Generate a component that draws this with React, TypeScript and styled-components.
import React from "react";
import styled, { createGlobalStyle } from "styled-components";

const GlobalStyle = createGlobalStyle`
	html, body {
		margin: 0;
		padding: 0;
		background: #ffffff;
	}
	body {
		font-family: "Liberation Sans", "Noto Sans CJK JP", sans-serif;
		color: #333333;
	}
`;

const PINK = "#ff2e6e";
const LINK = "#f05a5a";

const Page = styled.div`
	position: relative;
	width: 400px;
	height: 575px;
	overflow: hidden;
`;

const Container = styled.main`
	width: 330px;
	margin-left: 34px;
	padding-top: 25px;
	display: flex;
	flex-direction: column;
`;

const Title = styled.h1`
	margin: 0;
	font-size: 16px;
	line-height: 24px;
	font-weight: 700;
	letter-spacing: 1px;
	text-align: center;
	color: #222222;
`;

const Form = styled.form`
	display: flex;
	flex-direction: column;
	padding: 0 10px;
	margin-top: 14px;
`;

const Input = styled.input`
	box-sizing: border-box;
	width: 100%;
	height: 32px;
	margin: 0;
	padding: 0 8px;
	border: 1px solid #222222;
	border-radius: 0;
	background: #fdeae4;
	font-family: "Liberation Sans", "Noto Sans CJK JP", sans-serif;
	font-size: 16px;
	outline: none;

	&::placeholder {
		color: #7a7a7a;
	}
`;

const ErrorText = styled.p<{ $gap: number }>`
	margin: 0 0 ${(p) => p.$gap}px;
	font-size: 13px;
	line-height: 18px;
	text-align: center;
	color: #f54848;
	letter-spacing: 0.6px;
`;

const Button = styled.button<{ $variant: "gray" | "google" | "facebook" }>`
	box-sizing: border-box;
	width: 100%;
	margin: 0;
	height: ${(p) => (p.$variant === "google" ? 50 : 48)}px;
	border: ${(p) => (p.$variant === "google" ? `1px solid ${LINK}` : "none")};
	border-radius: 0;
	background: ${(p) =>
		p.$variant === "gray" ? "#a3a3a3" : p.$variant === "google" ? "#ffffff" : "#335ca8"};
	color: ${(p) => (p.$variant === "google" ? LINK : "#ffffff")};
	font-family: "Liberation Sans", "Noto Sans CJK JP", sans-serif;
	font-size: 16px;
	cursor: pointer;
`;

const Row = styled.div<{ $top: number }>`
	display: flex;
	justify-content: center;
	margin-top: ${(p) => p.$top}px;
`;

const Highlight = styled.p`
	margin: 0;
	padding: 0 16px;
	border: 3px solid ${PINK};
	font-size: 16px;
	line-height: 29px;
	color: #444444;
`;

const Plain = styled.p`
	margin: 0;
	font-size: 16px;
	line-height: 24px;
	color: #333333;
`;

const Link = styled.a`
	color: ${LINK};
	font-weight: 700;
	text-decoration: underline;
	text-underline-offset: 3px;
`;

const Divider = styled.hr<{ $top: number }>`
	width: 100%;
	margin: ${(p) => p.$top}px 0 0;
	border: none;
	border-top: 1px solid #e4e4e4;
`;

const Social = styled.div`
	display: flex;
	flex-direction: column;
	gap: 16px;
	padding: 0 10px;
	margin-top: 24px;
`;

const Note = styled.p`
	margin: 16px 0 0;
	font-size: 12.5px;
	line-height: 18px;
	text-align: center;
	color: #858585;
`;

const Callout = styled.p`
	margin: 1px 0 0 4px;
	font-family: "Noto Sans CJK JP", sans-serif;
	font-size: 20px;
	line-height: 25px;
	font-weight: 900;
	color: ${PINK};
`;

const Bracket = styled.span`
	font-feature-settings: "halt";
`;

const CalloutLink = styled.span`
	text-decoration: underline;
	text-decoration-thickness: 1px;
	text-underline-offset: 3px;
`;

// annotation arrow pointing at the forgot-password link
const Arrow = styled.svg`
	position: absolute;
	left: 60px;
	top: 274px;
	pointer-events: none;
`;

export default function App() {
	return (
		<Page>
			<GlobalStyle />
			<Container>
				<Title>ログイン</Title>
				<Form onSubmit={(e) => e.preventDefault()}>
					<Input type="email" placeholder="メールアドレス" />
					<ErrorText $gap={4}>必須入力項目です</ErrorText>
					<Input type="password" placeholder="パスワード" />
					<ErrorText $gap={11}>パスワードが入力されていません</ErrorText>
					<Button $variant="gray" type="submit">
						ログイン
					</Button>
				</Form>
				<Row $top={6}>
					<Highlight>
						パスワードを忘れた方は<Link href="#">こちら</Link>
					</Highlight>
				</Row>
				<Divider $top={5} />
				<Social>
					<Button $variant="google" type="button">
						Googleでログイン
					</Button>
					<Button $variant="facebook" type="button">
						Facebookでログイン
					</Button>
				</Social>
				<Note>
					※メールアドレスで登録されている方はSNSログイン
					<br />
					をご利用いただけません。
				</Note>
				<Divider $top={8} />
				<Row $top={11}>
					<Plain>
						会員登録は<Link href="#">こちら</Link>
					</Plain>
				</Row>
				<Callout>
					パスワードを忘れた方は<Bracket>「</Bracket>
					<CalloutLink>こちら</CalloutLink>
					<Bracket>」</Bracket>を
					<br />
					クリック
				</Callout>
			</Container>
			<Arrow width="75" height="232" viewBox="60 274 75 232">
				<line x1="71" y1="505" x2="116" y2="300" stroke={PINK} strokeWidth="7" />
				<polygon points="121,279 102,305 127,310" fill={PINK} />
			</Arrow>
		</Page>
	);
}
==
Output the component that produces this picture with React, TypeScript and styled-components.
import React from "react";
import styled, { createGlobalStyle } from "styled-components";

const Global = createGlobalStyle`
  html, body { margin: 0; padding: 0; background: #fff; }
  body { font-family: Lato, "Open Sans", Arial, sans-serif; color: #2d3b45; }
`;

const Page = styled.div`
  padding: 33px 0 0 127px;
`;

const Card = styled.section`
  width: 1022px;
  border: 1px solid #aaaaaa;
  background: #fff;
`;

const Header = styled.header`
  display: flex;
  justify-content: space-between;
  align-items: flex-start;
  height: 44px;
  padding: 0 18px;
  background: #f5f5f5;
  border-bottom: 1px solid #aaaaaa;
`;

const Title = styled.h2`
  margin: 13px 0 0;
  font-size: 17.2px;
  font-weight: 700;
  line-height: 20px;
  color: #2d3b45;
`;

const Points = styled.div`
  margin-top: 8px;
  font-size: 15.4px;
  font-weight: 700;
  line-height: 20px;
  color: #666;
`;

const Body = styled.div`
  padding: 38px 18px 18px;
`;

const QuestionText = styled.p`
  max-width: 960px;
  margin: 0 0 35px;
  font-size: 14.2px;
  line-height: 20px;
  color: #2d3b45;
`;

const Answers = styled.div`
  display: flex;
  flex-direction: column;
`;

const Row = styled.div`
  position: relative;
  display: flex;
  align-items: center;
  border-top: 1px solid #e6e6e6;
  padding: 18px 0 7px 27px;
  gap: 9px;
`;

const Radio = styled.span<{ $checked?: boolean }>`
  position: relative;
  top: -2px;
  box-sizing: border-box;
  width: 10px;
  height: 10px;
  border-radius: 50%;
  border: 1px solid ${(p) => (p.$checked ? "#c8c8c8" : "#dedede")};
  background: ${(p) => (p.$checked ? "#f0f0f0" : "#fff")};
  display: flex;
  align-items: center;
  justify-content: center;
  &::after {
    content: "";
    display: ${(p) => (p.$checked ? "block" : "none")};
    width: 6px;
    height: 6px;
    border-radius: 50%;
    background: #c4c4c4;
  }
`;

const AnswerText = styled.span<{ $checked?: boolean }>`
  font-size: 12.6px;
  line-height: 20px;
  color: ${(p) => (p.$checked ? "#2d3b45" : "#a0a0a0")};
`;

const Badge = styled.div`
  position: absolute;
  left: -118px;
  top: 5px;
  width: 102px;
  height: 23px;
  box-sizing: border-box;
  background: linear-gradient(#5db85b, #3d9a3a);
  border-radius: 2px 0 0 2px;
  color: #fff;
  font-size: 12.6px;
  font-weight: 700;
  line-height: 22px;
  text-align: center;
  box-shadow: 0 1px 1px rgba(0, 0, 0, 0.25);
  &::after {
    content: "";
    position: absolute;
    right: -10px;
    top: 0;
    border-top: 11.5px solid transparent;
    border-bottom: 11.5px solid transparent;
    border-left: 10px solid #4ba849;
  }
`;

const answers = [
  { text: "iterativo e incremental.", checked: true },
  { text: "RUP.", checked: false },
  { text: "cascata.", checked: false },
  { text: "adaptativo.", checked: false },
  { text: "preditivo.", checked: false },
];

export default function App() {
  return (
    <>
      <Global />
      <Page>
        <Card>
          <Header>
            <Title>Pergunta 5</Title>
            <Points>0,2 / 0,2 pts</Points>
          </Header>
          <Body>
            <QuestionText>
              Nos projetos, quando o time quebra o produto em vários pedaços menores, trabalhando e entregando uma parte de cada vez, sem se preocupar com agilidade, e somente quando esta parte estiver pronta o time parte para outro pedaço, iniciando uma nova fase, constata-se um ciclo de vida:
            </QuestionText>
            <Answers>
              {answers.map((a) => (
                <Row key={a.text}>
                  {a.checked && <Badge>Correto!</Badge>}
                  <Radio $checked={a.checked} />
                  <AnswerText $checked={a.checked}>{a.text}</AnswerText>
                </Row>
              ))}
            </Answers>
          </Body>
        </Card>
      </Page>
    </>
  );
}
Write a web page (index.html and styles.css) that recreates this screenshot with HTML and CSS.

Written exercise:
Tally up how many lines in the preceding listing contain the word "that". Give nothing but the number.

Task answer:
3